= The Imperial Granary =

The Imperial Granary (皇家粮仓 (皇家糧倉, Huángjiāliángcāng)) is an ancient storehouse as old as the Forbidden City, which has witnessed the reign of 24 emperors, from the Ming Dynasty to the Qing Dynasty, and seen the entire capital history from the time of the Republic of China and subsequent history to the present. It is the imperial storehouse that has survived the ravages of time on the largest scale, and is the one with the most intact current condition. As the terminal of the Grand Canal, the Imperial Granary (Nanxincang) will be selected into the list of China Cultural Heritage.

==Architecture==
The Imperial Granary faces towards south. It is 22.9m in width, 16.9m in depth, 9.9m in height and occupies 500 square metres, supported by 8 columns dating back to Ming dynasty reinforced with modern steel. The wall is 1.5m in thickness. The Granary serves as crop storage for the imperial household and the royal guards and thus is built in the class of military defence, which ensures its endurance.
Furthermore, the Granary employs state-of-the-art ecological technology of ancient China.

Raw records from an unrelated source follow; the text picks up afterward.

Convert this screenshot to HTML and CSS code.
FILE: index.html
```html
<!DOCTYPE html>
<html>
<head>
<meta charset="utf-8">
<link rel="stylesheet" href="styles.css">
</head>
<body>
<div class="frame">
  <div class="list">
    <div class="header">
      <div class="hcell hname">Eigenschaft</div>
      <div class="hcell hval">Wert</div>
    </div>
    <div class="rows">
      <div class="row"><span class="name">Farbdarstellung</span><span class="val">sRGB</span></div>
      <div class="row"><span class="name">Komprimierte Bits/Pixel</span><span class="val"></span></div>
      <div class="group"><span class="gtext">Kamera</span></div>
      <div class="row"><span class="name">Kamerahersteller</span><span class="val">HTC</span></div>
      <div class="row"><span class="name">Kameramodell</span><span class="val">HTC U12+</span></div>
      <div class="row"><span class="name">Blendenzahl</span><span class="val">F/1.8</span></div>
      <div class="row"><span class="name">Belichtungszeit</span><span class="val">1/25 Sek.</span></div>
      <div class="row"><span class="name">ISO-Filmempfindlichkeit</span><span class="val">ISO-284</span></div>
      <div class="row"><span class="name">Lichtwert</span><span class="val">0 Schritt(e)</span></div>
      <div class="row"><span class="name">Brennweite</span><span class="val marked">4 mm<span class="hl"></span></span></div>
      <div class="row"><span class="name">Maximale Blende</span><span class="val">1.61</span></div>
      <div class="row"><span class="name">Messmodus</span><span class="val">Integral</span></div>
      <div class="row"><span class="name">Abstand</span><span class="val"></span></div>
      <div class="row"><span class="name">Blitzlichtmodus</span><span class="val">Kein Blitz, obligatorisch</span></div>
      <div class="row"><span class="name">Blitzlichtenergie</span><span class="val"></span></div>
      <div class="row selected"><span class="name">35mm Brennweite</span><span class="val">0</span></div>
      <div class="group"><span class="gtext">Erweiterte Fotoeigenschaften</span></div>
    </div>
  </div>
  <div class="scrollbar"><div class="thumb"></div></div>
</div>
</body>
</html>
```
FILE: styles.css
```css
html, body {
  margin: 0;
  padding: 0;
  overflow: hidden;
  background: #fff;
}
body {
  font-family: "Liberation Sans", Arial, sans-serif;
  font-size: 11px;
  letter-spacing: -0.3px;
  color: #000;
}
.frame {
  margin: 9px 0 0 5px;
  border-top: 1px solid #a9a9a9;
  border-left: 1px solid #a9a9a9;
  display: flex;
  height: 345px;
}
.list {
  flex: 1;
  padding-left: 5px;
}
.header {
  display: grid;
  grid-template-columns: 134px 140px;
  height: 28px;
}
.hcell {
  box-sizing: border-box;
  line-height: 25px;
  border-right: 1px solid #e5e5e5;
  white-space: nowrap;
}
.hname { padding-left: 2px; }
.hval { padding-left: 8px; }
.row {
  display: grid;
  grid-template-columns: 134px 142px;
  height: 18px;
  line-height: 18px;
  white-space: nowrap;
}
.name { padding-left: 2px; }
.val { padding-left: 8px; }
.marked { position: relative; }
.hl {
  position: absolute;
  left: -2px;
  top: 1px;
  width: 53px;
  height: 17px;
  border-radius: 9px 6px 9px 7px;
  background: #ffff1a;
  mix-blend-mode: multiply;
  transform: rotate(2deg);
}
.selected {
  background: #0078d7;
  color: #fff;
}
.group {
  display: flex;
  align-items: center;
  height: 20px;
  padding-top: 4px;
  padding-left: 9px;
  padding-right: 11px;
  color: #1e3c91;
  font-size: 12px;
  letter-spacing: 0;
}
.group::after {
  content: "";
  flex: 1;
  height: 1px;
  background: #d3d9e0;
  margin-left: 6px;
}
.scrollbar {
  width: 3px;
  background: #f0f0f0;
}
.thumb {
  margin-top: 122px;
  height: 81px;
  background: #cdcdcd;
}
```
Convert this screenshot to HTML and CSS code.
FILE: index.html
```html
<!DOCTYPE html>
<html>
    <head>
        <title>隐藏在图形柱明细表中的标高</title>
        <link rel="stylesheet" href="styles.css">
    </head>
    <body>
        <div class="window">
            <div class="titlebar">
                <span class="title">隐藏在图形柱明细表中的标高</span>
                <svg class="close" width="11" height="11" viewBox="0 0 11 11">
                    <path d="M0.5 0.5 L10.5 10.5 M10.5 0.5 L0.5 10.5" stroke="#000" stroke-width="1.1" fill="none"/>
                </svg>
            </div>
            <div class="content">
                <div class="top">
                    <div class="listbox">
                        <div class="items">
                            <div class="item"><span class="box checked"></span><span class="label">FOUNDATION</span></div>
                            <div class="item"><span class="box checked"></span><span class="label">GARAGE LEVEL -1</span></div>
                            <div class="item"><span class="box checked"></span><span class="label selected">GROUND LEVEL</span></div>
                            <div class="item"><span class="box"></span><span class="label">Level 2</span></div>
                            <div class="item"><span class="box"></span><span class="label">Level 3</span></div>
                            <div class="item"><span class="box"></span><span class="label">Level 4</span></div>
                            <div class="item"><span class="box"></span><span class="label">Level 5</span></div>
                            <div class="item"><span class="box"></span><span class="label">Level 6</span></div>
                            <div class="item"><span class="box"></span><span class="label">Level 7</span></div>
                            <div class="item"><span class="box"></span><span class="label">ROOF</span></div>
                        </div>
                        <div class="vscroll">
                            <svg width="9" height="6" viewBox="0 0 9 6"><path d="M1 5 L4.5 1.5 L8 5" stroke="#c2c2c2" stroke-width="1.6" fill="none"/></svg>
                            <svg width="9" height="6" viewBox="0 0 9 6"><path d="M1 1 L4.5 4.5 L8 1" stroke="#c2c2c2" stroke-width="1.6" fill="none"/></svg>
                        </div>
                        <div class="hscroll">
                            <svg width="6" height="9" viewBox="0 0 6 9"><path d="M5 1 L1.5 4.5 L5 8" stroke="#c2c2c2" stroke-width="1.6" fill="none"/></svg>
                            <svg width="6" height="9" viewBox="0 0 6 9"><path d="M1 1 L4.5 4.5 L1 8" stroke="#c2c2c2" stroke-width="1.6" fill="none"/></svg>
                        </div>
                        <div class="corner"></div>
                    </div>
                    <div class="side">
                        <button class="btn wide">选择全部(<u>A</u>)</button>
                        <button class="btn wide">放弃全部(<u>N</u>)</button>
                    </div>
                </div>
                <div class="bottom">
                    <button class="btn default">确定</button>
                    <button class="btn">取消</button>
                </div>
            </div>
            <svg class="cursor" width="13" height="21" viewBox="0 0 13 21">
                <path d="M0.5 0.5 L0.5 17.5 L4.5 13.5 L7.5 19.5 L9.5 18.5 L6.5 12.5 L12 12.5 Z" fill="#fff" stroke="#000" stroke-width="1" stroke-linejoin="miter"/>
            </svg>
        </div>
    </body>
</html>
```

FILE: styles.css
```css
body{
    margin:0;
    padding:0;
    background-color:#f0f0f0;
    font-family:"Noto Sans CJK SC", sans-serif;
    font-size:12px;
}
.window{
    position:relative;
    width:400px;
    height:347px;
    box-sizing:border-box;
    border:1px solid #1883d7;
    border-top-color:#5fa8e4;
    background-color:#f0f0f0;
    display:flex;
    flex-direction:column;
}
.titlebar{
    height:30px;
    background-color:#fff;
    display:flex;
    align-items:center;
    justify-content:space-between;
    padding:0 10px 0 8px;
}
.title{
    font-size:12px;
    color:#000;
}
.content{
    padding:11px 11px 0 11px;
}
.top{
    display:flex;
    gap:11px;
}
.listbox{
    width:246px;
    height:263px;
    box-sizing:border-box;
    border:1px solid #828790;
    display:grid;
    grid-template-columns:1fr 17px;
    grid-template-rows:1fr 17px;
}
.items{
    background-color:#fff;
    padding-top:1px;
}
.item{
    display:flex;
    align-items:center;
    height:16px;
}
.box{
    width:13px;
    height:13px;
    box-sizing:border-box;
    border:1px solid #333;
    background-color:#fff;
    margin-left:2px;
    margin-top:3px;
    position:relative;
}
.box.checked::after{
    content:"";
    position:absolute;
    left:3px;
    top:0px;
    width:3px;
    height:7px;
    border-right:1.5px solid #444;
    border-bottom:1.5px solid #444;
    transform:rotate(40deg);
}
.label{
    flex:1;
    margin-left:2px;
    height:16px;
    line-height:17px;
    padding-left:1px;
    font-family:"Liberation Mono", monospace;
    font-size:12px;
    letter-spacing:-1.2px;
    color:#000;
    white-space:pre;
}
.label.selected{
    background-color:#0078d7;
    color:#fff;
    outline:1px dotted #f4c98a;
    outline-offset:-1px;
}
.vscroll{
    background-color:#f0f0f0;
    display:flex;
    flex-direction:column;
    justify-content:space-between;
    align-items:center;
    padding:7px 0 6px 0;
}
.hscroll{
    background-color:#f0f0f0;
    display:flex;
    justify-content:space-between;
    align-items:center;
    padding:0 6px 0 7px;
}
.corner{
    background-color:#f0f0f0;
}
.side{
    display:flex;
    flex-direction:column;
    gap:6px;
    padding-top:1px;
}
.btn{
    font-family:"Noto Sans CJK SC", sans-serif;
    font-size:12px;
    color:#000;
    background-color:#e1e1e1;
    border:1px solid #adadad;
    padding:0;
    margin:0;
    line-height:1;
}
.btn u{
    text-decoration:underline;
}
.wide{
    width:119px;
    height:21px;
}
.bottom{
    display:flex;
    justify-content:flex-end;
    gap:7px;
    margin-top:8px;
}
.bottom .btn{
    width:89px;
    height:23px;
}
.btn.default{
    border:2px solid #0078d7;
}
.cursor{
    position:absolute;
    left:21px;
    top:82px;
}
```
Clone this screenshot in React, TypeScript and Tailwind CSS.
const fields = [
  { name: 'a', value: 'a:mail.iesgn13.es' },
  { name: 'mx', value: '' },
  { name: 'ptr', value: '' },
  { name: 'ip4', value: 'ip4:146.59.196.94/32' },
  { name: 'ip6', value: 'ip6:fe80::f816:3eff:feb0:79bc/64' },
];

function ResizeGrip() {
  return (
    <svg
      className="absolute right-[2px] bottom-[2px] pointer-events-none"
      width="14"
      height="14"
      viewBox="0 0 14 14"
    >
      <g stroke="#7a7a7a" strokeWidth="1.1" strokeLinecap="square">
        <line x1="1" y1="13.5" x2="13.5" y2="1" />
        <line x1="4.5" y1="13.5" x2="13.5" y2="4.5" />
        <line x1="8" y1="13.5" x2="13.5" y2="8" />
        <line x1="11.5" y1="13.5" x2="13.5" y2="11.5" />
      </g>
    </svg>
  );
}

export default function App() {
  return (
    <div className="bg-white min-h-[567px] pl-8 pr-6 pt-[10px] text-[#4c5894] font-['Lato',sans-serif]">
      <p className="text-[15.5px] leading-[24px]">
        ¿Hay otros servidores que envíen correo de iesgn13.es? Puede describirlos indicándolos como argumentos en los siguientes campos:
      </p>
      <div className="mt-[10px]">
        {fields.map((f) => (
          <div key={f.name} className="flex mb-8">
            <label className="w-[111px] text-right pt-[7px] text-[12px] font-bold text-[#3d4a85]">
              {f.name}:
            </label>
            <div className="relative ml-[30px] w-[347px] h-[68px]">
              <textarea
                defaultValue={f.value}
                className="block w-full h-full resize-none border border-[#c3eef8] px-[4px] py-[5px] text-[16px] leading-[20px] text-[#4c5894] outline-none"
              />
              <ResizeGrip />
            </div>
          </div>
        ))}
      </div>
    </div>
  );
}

Location on a higher terrain enables efficient drainage underground while the thick wall with vent guarantees nice draught and consistency in room temperature.

==History==

In 1409, The Imperial Granary rebuilt in to replace the Yuan Dynasty structure initially in its place.

In 2001 the structure was granted the title of Key Cultural Relics of the State.

From 2007, the Granary hosts private events and Kunqu performances which including The Peony Pavilion and The Fragrant Companion.